Krzysztof Paszyk przypominał, że wiele krajów Unii Europejskiej od blisko dwóch lat już czerpie korzyści ze środków w ramach KPO. - Polska tego nie robi i perspektywa na pojawienie się tych środków w Polsce się oddala. Mamy rekordową inflację, problemy, jeśli chodzi o rynki finansowe czy stabilność wartości złotówki, między innymi to właśnie wina tego stanu, który trwa od dwóch lat. Wyłączną odpowiedzialność za ten stan ponosi obóz Zjednoczonej Prawicy, a ściślej rzecz biorąc, "wojna w rodzinie". To jest kolejny przykład, że jakiś wzajemne animozje wygrały nad zdrowym rozsądkiem i nad racją stanu. Można było siąść do stołu negocjacji na linii rząd - prezydent, a tego nie zrobiono, było forsowanie projektu, co do którego również my, jako opozycja, zgłaszaliśmy wątpliwości konstytucyjne - mówił Poseł PSL.

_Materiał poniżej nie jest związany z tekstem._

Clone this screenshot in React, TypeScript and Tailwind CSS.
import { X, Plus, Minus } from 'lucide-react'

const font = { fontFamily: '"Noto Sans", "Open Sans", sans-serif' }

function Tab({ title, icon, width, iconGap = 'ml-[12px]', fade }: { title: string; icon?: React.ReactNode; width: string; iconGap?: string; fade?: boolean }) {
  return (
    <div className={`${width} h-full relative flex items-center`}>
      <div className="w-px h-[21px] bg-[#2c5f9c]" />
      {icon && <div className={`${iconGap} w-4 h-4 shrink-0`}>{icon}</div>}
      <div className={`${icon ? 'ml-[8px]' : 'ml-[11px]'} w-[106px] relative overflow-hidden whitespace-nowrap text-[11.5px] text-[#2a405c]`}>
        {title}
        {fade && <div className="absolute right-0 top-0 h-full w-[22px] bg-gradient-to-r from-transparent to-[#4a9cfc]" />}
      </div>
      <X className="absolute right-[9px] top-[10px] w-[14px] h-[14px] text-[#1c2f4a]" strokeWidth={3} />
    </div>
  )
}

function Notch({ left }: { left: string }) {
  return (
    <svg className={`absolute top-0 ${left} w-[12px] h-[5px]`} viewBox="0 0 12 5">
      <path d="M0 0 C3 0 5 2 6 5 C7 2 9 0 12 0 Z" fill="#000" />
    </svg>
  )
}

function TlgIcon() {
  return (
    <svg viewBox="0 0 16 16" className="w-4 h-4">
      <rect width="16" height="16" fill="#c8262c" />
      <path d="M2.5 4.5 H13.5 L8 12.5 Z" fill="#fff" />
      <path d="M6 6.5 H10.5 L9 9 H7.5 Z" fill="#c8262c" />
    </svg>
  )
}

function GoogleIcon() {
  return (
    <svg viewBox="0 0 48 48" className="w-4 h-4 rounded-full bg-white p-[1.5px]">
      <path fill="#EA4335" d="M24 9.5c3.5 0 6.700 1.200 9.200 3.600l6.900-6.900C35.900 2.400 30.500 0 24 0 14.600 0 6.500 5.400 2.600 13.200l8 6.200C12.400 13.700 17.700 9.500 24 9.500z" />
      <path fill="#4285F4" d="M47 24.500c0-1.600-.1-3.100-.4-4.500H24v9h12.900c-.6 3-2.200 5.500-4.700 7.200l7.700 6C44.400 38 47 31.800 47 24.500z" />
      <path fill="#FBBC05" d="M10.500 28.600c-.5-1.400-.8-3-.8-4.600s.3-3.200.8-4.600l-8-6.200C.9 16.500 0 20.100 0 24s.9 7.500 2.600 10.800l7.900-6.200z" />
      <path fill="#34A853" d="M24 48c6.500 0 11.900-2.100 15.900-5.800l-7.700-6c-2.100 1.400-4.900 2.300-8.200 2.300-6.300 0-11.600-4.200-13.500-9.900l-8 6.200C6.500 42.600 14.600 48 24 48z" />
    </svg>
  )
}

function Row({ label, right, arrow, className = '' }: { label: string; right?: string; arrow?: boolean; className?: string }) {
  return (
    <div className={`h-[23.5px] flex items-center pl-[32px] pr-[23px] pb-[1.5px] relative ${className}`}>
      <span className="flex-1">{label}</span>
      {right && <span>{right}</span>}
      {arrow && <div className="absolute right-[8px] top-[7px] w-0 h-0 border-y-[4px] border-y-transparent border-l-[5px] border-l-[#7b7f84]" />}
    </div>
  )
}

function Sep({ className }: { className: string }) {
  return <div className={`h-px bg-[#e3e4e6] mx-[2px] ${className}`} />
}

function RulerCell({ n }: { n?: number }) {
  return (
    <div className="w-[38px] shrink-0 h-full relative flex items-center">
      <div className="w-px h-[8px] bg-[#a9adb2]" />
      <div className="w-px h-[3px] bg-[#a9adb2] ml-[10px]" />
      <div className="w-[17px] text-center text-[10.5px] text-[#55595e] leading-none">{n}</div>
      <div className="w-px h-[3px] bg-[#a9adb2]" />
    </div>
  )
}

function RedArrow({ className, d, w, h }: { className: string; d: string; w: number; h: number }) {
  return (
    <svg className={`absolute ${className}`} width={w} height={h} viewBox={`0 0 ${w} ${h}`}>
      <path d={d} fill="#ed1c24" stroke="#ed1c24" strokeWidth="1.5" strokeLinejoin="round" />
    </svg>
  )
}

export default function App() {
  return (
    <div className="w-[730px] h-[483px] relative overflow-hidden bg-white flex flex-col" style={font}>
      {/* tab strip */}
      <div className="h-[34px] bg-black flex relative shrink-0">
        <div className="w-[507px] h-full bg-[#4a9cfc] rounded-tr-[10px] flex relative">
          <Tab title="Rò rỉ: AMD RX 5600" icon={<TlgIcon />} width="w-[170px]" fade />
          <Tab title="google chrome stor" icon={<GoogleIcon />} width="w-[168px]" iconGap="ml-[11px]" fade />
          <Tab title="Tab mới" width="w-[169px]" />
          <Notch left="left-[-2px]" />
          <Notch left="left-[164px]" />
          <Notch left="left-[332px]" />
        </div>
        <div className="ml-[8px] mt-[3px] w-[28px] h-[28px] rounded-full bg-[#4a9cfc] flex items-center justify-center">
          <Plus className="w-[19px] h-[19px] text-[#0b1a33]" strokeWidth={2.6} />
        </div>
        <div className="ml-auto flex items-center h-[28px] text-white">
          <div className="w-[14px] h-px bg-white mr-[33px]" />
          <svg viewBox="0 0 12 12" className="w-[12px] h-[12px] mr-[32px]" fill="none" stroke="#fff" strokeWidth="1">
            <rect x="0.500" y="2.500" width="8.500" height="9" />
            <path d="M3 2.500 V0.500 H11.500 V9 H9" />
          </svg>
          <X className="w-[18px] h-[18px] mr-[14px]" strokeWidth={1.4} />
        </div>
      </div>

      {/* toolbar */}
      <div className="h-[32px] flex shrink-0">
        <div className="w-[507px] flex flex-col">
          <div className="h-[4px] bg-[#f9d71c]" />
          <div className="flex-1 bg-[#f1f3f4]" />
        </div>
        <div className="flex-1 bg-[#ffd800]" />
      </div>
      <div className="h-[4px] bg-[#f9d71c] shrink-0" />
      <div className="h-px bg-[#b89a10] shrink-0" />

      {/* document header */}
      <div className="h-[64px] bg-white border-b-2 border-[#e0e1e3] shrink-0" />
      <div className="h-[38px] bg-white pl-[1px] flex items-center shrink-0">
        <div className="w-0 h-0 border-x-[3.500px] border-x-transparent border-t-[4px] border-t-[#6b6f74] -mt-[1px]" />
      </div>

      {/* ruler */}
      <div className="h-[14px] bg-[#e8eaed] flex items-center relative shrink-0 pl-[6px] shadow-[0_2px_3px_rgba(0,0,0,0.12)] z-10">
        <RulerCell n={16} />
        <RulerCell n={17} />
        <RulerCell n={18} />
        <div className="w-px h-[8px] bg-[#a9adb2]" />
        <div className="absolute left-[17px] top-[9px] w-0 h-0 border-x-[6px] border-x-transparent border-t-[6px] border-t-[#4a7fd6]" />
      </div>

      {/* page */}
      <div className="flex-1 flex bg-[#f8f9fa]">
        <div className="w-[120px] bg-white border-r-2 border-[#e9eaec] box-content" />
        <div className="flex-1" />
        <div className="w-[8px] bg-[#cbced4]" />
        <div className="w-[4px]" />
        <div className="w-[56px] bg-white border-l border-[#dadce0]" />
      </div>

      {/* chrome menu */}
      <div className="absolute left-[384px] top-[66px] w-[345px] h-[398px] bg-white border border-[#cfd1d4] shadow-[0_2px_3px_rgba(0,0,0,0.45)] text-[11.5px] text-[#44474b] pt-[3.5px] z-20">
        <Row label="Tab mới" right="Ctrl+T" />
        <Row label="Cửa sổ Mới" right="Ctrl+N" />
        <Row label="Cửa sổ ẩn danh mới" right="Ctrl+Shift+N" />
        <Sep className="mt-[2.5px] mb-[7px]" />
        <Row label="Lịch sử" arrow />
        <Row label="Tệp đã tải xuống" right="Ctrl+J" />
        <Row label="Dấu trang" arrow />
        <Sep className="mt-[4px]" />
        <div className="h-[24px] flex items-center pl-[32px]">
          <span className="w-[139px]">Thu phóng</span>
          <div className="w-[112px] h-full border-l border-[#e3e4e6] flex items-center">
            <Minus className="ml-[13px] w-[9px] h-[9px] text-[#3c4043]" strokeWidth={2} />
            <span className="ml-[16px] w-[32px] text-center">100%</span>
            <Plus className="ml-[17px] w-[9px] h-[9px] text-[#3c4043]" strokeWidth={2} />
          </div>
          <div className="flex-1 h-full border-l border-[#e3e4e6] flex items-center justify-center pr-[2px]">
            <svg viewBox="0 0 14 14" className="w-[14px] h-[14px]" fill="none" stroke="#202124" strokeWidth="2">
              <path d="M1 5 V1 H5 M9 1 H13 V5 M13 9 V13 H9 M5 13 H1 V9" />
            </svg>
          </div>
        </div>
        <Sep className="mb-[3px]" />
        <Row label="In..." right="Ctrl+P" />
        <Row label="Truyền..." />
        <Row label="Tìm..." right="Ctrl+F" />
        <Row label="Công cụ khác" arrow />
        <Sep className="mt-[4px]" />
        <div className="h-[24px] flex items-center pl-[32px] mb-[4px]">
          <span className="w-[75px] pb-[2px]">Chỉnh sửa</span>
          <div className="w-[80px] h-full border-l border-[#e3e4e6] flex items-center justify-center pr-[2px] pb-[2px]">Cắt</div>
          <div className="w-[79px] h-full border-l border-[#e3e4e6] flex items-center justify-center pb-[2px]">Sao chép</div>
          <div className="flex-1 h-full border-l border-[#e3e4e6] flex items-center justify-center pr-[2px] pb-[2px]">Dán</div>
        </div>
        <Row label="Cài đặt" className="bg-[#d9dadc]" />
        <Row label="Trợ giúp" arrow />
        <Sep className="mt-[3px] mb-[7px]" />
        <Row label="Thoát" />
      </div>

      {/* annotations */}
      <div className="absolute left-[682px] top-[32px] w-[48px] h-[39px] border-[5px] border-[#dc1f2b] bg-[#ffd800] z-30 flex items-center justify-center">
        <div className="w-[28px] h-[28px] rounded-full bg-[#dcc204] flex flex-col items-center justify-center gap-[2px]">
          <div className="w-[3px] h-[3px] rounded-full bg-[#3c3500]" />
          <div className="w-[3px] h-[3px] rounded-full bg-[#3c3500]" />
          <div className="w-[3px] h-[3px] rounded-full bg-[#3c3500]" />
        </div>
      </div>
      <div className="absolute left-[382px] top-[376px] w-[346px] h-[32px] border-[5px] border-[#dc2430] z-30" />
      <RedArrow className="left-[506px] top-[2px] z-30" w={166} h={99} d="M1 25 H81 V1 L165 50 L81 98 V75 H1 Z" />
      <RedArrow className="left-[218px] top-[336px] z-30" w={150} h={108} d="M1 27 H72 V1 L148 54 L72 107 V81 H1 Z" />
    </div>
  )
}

Nowelizacja ustawy o SN, której projekt złożyli posłowie PiS, ma wypełnić kluczowy, dotyczący praworządności "kamień milowy" dla odblokowania przez Komisję Europejską pieniędzy na KPO. Zgodnie z nowelizacją sprawy dyscyplinarne i immunitetowe sędziów ma rozstrzygać Naczelny Sąd Administracyjny, a nie - jak obecnie - Izba Odpowiedzialności Zawodowej SN. Nowela przewiduje też zasadnicze zmiany dotyczące tzw. testu niezawisłości i bezstronności sędziego.